### EXERCISE:
Find the word "screenshot" in the listing; pull out each line holding it.

Entries with page source code
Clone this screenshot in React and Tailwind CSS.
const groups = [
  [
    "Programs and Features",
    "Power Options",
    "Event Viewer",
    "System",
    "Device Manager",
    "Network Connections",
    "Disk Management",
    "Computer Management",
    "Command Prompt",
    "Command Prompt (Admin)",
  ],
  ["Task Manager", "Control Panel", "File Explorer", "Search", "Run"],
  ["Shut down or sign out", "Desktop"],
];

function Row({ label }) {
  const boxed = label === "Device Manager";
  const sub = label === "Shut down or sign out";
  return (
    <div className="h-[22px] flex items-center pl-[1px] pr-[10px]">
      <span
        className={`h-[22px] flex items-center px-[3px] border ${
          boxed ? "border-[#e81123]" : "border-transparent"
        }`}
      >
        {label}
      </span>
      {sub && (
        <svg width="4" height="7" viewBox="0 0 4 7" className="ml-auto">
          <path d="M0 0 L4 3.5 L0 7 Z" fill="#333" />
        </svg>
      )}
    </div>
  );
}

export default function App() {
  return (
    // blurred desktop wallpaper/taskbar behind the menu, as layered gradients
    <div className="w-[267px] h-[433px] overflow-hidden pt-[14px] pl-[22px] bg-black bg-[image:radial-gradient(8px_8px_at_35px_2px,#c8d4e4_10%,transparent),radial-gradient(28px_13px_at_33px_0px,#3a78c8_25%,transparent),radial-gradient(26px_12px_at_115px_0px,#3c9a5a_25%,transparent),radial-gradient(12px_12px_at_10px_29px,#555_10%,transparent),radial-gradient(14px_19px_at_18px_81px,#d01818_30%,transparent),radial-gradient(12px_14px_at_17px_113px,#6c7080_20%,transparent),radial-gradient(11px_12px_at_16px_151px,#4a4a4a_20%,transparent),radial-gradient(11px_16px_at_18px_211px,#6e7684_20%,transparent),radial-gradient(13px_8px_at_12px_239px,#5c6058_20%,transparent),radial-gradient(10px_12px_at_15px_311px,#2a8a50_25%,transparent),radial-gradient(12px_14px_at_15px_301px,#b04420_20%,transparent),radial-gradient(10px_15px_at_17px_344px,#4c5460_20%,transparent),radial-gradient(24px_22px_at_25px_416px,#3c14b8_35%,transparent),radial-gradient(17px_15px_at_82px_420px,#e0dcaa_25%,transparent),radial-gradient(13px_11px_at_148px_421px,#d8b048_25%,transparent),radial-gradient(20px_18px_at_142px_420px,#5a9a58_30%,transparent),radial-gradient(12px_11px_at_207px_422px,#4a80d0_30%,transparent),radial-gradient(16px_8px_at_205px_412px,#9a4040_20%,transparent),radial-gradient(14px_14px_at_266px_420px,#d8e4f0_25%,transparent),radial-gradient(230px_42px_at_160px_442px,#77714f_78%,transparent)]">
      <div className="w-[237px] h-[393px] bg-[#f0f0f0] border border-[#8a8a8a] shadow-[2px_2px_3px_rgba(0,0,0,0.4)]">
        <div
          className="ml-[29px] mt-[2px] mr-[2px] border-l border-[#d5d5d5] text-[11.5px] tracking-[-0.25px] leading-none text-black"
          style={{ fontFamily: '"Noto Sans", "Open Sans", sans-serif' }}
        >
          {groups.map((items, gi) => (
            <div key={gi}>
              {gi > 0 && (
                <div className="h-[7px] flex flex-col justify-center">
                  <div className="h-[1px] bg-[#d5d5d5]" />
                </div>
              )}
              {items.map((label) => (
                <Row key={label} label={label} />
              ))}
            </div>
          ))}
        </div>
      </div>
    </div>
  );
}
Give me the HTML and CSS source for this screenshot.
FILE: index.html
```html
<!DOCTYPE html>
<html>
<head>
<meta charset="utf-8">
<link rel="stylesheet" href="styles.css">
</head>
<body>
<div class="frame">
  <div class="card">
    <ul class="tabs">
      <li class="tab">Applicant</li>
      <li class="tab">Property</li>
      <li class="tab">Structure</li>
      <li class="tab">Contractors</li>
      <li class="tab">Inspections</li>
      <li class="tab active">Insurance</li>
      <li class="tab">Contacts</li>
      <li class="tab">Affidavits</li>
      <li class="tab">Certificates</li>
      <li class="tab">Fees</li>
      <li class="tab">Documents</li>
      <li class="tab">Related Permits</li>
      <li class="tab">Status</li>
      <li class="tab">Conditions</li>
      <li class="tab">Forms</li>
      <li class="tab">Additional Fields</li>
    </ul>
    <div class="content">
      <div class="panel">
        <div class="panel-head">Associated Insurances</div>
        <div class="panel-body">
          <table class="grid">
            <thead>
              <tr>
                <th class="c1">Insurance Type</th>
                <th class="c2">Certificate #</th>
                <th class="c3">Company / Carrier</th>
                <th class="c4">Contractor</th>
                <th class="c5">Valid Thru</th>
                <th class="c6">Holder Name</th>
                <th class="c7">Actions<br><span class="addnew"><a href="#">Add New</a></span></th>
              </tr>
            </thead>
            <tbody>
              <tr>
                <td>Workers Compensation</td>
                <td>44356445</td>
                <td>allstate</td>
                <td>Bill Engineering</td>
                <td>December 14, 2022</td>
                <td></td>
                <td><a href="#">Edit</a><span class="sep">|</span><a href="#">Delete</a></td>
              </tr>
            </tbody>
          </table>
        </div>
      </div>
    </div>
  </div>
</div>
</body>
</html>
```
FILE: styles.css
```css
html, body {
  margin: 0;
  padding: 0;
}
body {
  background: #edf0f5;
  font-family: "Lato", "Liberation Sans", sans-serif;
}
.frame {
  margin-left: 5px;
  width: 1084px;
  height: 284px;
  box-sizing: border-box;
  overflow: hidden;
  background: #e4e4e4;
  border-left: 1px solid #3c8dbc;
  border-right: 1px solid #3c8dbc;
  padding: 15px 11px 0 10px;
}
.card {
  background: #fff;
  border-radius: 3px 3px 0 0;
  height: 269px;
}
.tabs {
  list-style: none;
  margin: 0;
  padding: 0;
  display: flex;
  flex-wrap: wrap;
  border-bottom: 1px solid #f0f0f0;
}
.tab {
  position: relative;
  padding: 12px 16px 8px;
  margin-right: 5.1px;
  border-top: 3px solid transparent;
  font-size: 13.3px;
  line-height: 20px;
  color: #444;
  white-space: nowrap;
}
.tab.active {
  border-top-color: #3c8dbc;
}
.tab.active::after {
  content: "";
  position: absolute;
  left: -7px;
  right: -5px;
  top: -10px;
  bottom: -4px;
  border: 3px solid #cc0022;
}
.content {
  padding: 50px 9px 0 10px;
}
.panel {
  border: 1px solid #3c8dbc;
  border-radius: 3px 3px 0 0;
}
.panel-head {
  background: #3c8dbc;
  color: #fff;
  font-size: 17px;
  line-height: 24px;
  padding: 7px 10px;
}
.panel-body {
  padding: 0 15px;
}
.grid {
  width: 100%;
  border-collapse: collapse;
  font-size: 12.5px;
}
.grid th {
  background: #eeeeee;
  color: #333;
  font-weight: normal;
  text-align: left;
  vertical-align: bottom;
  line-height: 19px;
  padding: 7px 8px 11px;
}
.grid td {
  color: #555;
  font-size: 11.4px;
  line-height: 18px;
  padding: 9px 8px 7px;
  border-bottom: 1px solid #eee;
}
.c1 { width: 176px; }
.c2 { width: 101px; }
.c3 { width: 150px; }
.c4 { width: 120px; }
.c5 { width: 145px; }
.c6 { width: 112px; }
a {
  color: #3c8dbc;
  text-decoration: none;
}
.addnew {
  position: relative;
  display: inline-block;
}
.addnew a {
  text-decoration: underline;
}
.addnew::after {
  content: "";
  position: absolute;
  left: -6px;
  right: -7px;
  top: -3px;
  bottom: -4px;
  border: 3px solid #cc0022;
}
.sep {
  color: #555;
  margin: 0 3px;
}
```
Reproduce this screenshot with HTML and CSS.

### REPLY:
Clone this screenshot in React and Tailwind CSS.
Give me the HTML and CSS source for this screenshot.
Reproduce this screenshot with HTML and CSS.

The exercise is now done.